> GIVEN EXERCISE
Leave out the pictures; transcribe all else exactly.

● ● ●

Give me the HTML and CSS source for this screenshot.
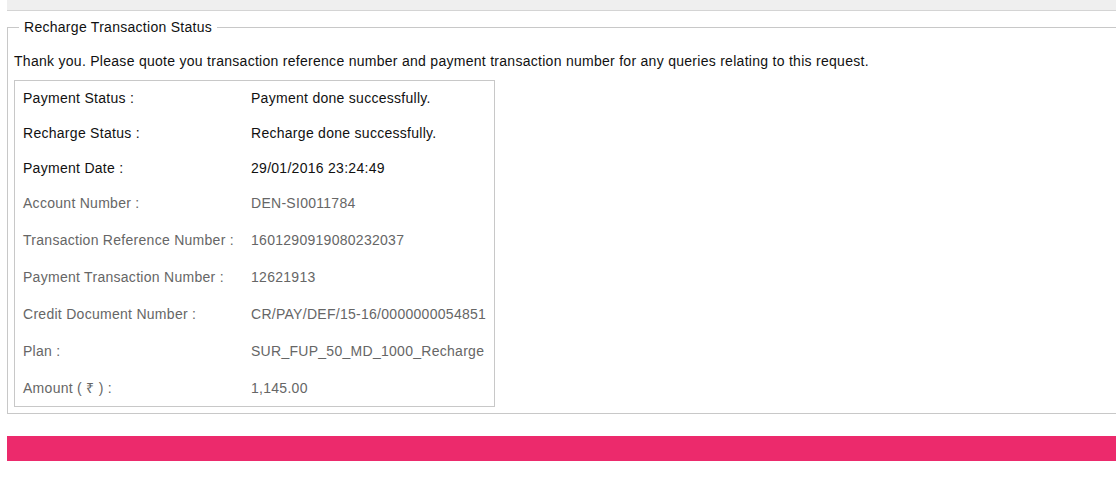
FILE: index.html
```html
<!DOCTYPE html>
<html>
<head>
<meta charset="utf-8">
<link rel="stylesheet" href="styles.css">
</head>
<body>
<div class="page">
  <div class="topbar"></div>
  <fieldset class="status">
    <legend class="status-title">Recharge Transaction Status</legend>
    <p class="intro">Thank you. Please quote you transaction reference number and payment transaction number for any queries relating to this request.</p>
    <div class="details">
      <div class="row strong r1"><span class="label">Payment Status :</span><span class="value">Payment done successfully.</span></div>
      <div class="row strong"><span class="label">Recharge Status :</span><span class="value">Recharge done successfully.</span></div>
      <div class="row strong"><span class="label">Payment Date :</span><span class="value">29/01/2016 23:24:49</span></div>
      <div class="row muted r4"><span class="label">Account Number :</span><span class="value">DEN-SI0011784</span></div>
      <div class="row muted"><span class="label">Transaction Reference Number :</span><span class="value">1601290919080232037</span></div>
      <div class="row muted"><span class="label">Payment Transaction Number :</span><span class="value">12621913</span></div>
      <div class="row muted"><span class="label">Credit Document Number :</span><span class="value">CR/PAY/DEF/15-16/0000000054851</span></div>
      <div class="row muted"><span class="label">Plan :</span><span class="value">SUR_FUP_50_MD_1000_Recharge</span></div>
      <div class="row muted"><span class="label">Amount ( ₹ ) :</span><span class="value">1,145.00</span></div>
    </div>
  </fieldset>
  <div class="footer-bar"></div>
</div>
</body>
</html>
```

FILE: styles.css
```css
html, body {
  margin: 0;
  padding: 0;
  background: #ffffff;
}
body {
  font-family: "Liberation Sans", Arial, sans-serif;
  font-size: 14px;
  letter-spacing: 0.28px;
  color: #000;
}
.page {
  padding-left: 7px;
}
.topbar {
  height: 10px;
  background: #efefef;
  border-bottom: 1px solid #d4d4d4;
}
.status {
  margin: 8px 0 0 0;
  padding: 0 6px 6px 6px;
  border: 1px solid #c8c8c8;
  border-right: none;
  min-width: 0;
}
.status-title {
  margin-left: 5px;
  padding: 0 5px;
  font-size: 14px;
  line-height: 16px;
  color: #111;
}
.intro {
  margin: 18px 0 11px 0;
  line-height: 16px;
  color: #111;
}
.details {
  width: 479px;
  border: 1px solid #c8c8c8;
}
.row {
  display: flex;
  align-items: center;
  height: 35px;
  padding-left: 8px;
  line-height: 16px;
}
.row.r1 {
  height: 34px;
}
.row.muted {
  height: 37px;
  color: #666;
}
.row.muted.r4 {
  height: 36px;
}
.row.strong {
  color: #111;
}
.label {
  width: 228px;
  flex: none;
}
.value {
  white-space: nowrap;
}
.footer-bar {
  margin-top: 22px;
  height: 25px;
  background: #ec2a6c;
}
```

● ● ●

> FINAL RESULT
Give me the HTML and CSS source for this screenshot.
FILE: index.html
```html
<!DOCTYPE html>
<html>
<head>
<meta charset="utf-8">
<link rel="stylesheet" href="styles.css">
</head>
<body>
<div class="page">
  <div class="topbar"></div>
  <fieldset class="status">
    <legend class="status-title">Recharge Transaction Status</legend>
    <p class="intro">Thank you. Please quote you transaction reference number and payment transaction number for any queries relating to this request.</p>
    <div class="details">
      <div class="row strong r1"><span class="label">Payment Status :</span><span class="value">Payment done successfully.</span></div>
      <div class="row strong"><span class="label">Recharge Status :</span><span class="value">Recharge done successfully.</span></div>
      <div class="row strong"><span class="label">Payment Date :</span><span class="value">29/01/2016 23:24:49</span></div>
      <div class="row muted r4"><span class="label">Account Number :</span><span class="value">DEN-SI0011784</span></div>
      <div class="row muted"><span class="label">Transaction Reference Number :</span><span class="value">1601290919080232037</span></div>
      <div class="row muted"><span class="label">Payment Transaction Number :</span><span class="value">12621913</span></div>
      <div class="row muted"><span class="label">Credit Document Number :</span><span class="value">CR/PAY/DEF/15-16/0000000054851</span></div>
      <div class="row muted"><span class="label">Plan :</span><span class="value">SUR_FUP_50_MD_1000_Recharge</span></div>
      <div class="row muted"><span class="label">Amount ( ₹ ) :</span><span class="value">1,145.00</span></div>
    </div>
  </fieldset>
  <div class="footer-bar"></div>
</div>
</body>
</html>
```

FILE: styles.css
```css
html, body {
  margin: 0;
  padding: 0;
  background: #ffffff;
}
body {
  font-family: "Liberation Sans", Arial, sans-serif;
  font-size: 14px;
  letter-spacing: 0.28px;
  color: #000;
}
.page {
  padding-left: 7px;
}
.topbar {
  height: 10px;
  background: #efefef;
  border-bottom: 1px solid #d4d4d4;
}
.status {
  margin: 8px 0 0 0;
  padding: 0 6px 6px 6px;
  border: 1px solid #c8c8c8;
  border-right: none;
  min-width: 0;
}
.status-title {
  margin-left: 5px;
  padding: 0 5px;
  font-size: 14px;
  line-height: 16px;
  color: #111;
}
.intro {
  margin: 18px 0 11px 0;
  line-height: 16px;
  color: #111;
}
.details {
  width: 479px;
  border: 1px solid #c8c8c8;
}
.row {
  display: flex;
  align-items: center;
  height: 35px;
  padding-left: 8px;
  line-height: 16px;
}
.row.r1 {
  height: 34px;
}
.row.muted {
  height: 37px;
  color: #666;
}
.row.muted.r4 {
  height: 36px;
}
.row.strong {
  color: #111;
}
.label {
  width: 228px;
  flex: none;
}
.value {
  white-space: nowrap;
}
.footer-bar {
  margin-top: 22px;
  height: 25px;
  background: #ec2a6c;
}
```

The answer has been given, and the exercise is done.